To better clarify what I mean by knowing what you want, here is another example.

If a political party tells you how they lowered all taxes compared to the previous government, beware. Maybe they are just misusing the Simpson's paradox for their own gains. They lowered the tax for people with income below 1k EUR monthly to 5% to help the lowest income families. At the same time they lowered the tax for all other incomes to 20%.

You are comparing two different time periods and in order to validate whether the government manipulates or not you need to decompose the data.

Thanks to the overall economic growth some families could have moved from a lower income group to a higher income group. This means previously they have been paying 10% lowered to 5% and now they are in a group which used to pay 21% lowered to 20%.
The income group is the lurking variable in this case.

This inter-group transition greatly affected the samples for each group and thus the effect.

With the economic growth in place almost no people are below 1k EUR. This means that for many people the tax changed from previous 10% to 20%. In absolute values the government collects more in taxes than the previous government even though they lowered all the taxes.

If your question was, whether the government lies with lowering all the taxes then the answer is it doesn’t.

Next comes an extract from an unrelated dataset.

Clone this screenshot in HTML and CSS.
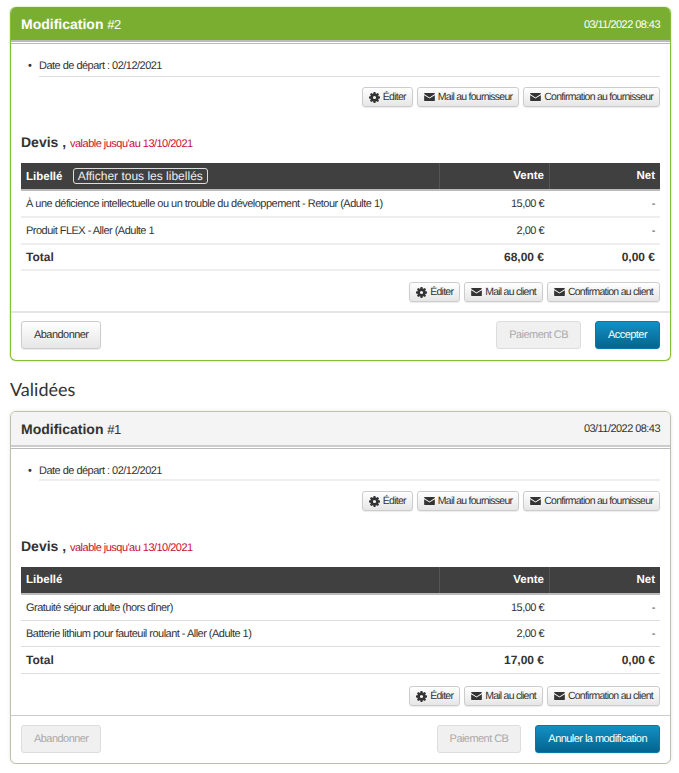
FILE: index.html
```html
<!DOCTYPE html>
<html lang="fr">
<head>
    <meta charset="UTF-8">
    <title>Modifications</title>
    <link rel="stylesheet" href="styles.css">
</head>
<body>
    <svg class="sprites" width="0" height="0">
        <symbol id="icon-cog" viewBox="0 0 24 24">
            <path fill-rule="evenodd" d="M10 0h4l.6 3.100 1.900.8 2.600-1.800 2.800 2.800-1.800 2.600.8 1.900L24 10v4l-3.100.6-.8 1.900 1.800 2.600-2.800 2.800-2.600-1.800-1.900.8L14 24h-4l-.6-3.100-1.900-.8-2.600 1.800-2.800-2.800 1.800-2.600-.8-1.900L0 14v-4l3.100-.6.8-1.900-1.800-2.600 2.800-2.800 2.600 1.800 1.900-.8zM12 8.500a3.500 3.500 0 1 0 0 7 3.500 3.500 0 0 0 0-7z"/>
        </symbol>
        <symbol id="icon-mail" viewBox="0 0 24 18">
            <path d="M1 0h22a1 1 0 0 1 1 1v1.500L12 10 0 2.500V1a1 1 0 0 1 1-1zM0 5l12 7.500L24 5v12a1 1 0 0 1-1 1H1a1 1 0 0 1-1-1z"/>
        </symbol>
    </svg>

    <section class="card card-active">
        <header class="card-head">
            <h2><b>Modification</b> <span>#2</span></h2>
            <span class="card-date">03/11/2022 08:43</span>
        </header>
        <div class="card-body">
            <ul class="details">
                <li>Date de départ : 02/12/2021</li>
            </ul>
            <div class="actions">
                <a class="btn"><svg class="ico-cog"><use href="#icon-cog"/></svg>Éditer</a>
                <a class="btn"><svg class="ico-mail"><use href="#icon-mail"/></svg>Mail au fournisseur</a>
                <a class="btn"><svg class="ico-mail"><use href="#icon-mail"/></svg>Confirmation au fournisseur</a>
            </div>
            <h3 class="quote"><b>Devis ,</b> <span>valable jusqu'au 13/10/2021</span></h3>
            <table>
                <thead>
                    <tr><th class="label-col">Libellé <a class="show-all">Afficher tous les libellés</a></th><th>Vente</th><th>Net</th></tr>
                </thead>
                <tbody>
                    <tr><td>À une déficience intellectuelle ou un trouble du développement - Retour (Adulte 1)</td><td>15,00 €</td><td>-</td></tr>
                    <tr><td>Produit FLEX - Aller (Adulte 1</td><td>2,00 €</td><td>-</td></tr>
                    <tr class="total"><td>Total</td><td>68,00 €</td><td>0,00 €</td></tr>
                </tbody>
            </table>
            <div class="actions actions-client">
                <a class="btn"><svg class="ico-cog"><use href="#icon-cog"/></svg>Éditer</a>
                <a class="btn"><svg class="ico-mail"><use href="#icon-mail"/></svg>Mail au client</a>
                <a class="btn"><svg class="ico-mail"><use href="#icon-mail"/></svg>Confirmation au client</a>
            </div>
        </div>
        <footer class="card-foot">
            <a class="btn btn-large">Abandonner</a>
            <div class="foot-right">
                <a class="btn btn-large disabled">Paiement CB</a>
                <a class="btn btn-large btn-primary">Accepter</a>
            </div>
        </footer>
    </section>

    <h2 class="section-title">Validées</h2>

    <section class="card">
        <header class="card-head">
            <h2><b>Modification</b> <span>#1</span></h2>
            <span class="card-date">03/11/2022 08:43</span>
        </header>
        <div class="card-body">
            <ul class="details">
                <li>Date de départ : 02/12/2021</li>
            </ul>
            <div class="actions">
                <a class="btn"><svg class="ico-cog"><use href="#icon-cog"/></svg>Éditer</a>
                <a class="btn"><svg class="ico-mail"><use href="#icon-mail"/></svg>Mail au fournisseur</a>
                <a class="btn"><svg class="ico-mail"><use href="#icon-mail"/></svg>Confirmation au fournisseur</a>
            </div>
            <h3 class="quote"><b>Devis ,</b> <span>valable jusqu'au 13/10/2021</span></h3>
            <table>
                <thead>
                    <tr><th class="label-col">Libellé</th><th>Vente</th><th>Net</th></tr>
                </thead>
                <tbody>
                    <tr><td>Gratuité séjour adulte (hors dîner)</td><td>15,00 €</td><td>-</td></tr>
                    <tr><td>Batterie lithium pour fauteuil roulant - Aller (Adulte 1)</td><td>2,00 €</td><td>-</td></tr>
                    <tr class="total"><td>Total</td><td>17,00 €</td><td>0,00 €</td></tr>
                </tbody>
            </table>
            <div class="actions actions-client">
                <a class="btn"><svg class="ico-cog"><use href="#icon-cog"/></svg>Éditer</a>
                <a class="btn"><svg class="ico-mail"><use href="#icon-mail"/></svg>Mail au client</a>
                <a class="btn"><svg class="ico-mail"><use href="#icon-mail"/></svg>Confirmation au client</a>
            </div>
        </div>
        <footer class="card-foot">
            <a class="btn btn-large disabled">Abandonner</a>
            <div class="foot-right">
                <a class="btn btn-large disabled">Paiement CB</a>
                <a class="btn btn-large btn-primary">Annuler la modification</a>
            </div>
        </footer>
    </section>
</body>
</html>
```

FILE: styles.css
```css
body {
    margin: 0;
    padding: 7px 8px 0 10px;
    background: #fff;
    color: #333;
    font-family: "Liberation Sans", Arial, sans-serif;
    font-size: 12px;
    line-height: 16px;
    text-rendering: geometricPrecision;
}
.sprites {
    display: block;
    height: 0;
}
.card {
    border: 1px solid #bcc0ad;
    border-radius: 6px;
    box-shadow: 0 0 3px rgba(150,170,110,0.3);
    background: #fff;
    overflow: hidden;
}
.card-active {
    border-color: #86bd3a;
    border-top: 0;
    box-shadow: 0 0 2px rgba(134,189,58,0.7);
}
.card-head {
    display: flex;
    justify-content: space-between;
    align-items: center;
    height: 32px;
    padding: 1px 10px 0;
    background: #f4f4f4;
    border-bottom: 2px solid #ccc;
    position: relative;
    margin-bottom: 3px;
}
.card-head::after {
    content: "";
    position: absolute;
    left: 0;
    right: 0;
    bottom: -4px;
    height: 1px;
    background: #bbb;
}
.card-head h2 {
    margin: 0;
    font-size: 14px;
    font-weight: normal;
}
.card-head h2 span {
    font-size: 13px;
    letter-spacing: -0.5px;
}
.card-date {
    font-size: 11px;
    letter-spacing: -0.55px;
}
.card-active .card-head {
    height: 31px;
    padding-top: 2px;
    background: #7aae30;
    border-bottom-color: #bbb;
    color: #fff;
}
.card-body {
    padding: 0 10px;
}
.details {
    margin: 0;
    padding: 13px 0 0 18px;
    list-style: none;
    font-size: 11px;
    letter-spacing: -0.52px;
}
.details li {
    position: relative;
    height: 16px;
    border-bottom: 2px solid #eee;
}
.card-active .details li {
    height: 18px;
    border-bottom: 1px solid #ddd;
}
.details li::before {
    content: "•";
    position: absolute;
    left: -11px;
}
.actions {
    display: flex;
    justify-content: flex-end;
    gap: 4px;
    margin-top: 10px;
}
.actions-client {
    margin-top: 12px;
}
.card-active .actions-client {
    margin-top: 11px;
}
.btn {
    display: inline-flex;
    align-items: center;
    height: 18px;
    padding: 0 6px;
    border: 1px solid #ccc;
    border-radius: 3px;
    background: linear-gradient(#fff, #e6e6e6);
    box-shadow: 0 1px 1px rgba(0,0,0,0.08);
    color: #333;
    font-size: 10.500px;
    letter-spacing: -0.75px;
    white-space: nowrap;
}
.btn svg {
    fill: #333;
    margin-right: 3px;
}
.ico-cog {
    width: 11px;
    height: 11px;
}
.ico-mail {
    width: 11px;
    height: 8px;
}
.quote {
    margin: 25px 0 9px;
    font-size: 14px;
    font-weight: normal;
    line-height: 20px;
}
.quote span {
    color: #c8102e;
    font-size: 11px;
    letter-spacing: -0.52px;
}
table {
    width: 100%;
    border-collapse: collapse;
    table-layout: fixed;
}
th {
    height: 26px;
    padding: 0 5px;
    background: #404040;
    border-bottom: 2px solid #bbb;
    color: #fff;
    font-size: 11.500px;
    text-align: right;
    width: 100px;
    box-shadow: inset 1px 0 0 #555;
}
th:last-child {
    width: 101px;
}
th.label-col {
    width: auto;
    text-align: left;
    box-shadow: none;
}
.show-all {
    display: inline-block;
    margin-left: 7px;
    padding: 0 4px;
    border: 1px solid #ddd;
    border-radius: 3px;
    color: #eee;
    font-weight: normal;
    line-height: 14px;
    font-size: 12px;
}
td {
    height: 25px;
    padding: 0 5px;
    border-bottom: 1px solid #ddd;
    font-size: 11px;
    letter-spacing: -0.52px;
    text-align: right;
}
.card-active td {
    border-bottom: 2px solid #eee;
}
td:first-child {
    text-align: left;
}
.total td {
    height: 26px;
    font-size: 12px;
    font-weight: bold;
    letter-spacing: 0;
}
.card-active .total td {
    height: 24px;
}
.card-foot {
    display: flex;
    justify-content: space-between;
    margin-top: 9px;
    padding: 9px 10px 10px;
    border-top: 1px solid #ccc;
}
.card-active .card-foot {
    margin-top: 9px;
    border-top: 2px solid #e4e4e4;
    padding-top: 8px;
    padding-bottom: 11px;
}
.foot-right {
    display: flex;
    gap: 14px;
}
.btn-large {
    height: 26px;
    padding: 0 12px;
    font-size: 11px;
    letter-spacing: -0.55px;
}
.btn.disabled {
    background: #f0f0f0;
    border-color: #ddd;
    color: #aaa;
    box-shadow: none;
}
.btn-primary {
    background: linear-gradient(#1390c4, #04648f);
    border-color: #0a77a8;
    color: #fff;
}
.section-title {
    margin: 17px 0 11px;
    font-family: Lato, sans-serif;
    font-size: 18px;
    font-weight: normal;
    line-height: 22px;
}
```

They lowered the taxes which is true, but the overall tax paid by the people has increased, which they didn’t say.

Is the lower tax better for you? If you stayed in the same group then yes it is. If you moved to a higher income group then to you it isn’t. You are paying more than previously.

Takeaway: Clarify the question you want to answer with the data. Identify what might be impacting the results and what needs to be taken into consideration (lurking variables). Split the data into relevant groups. Make sure you understand the methodology on how the data were collected and whether it is aligned with the interpretation.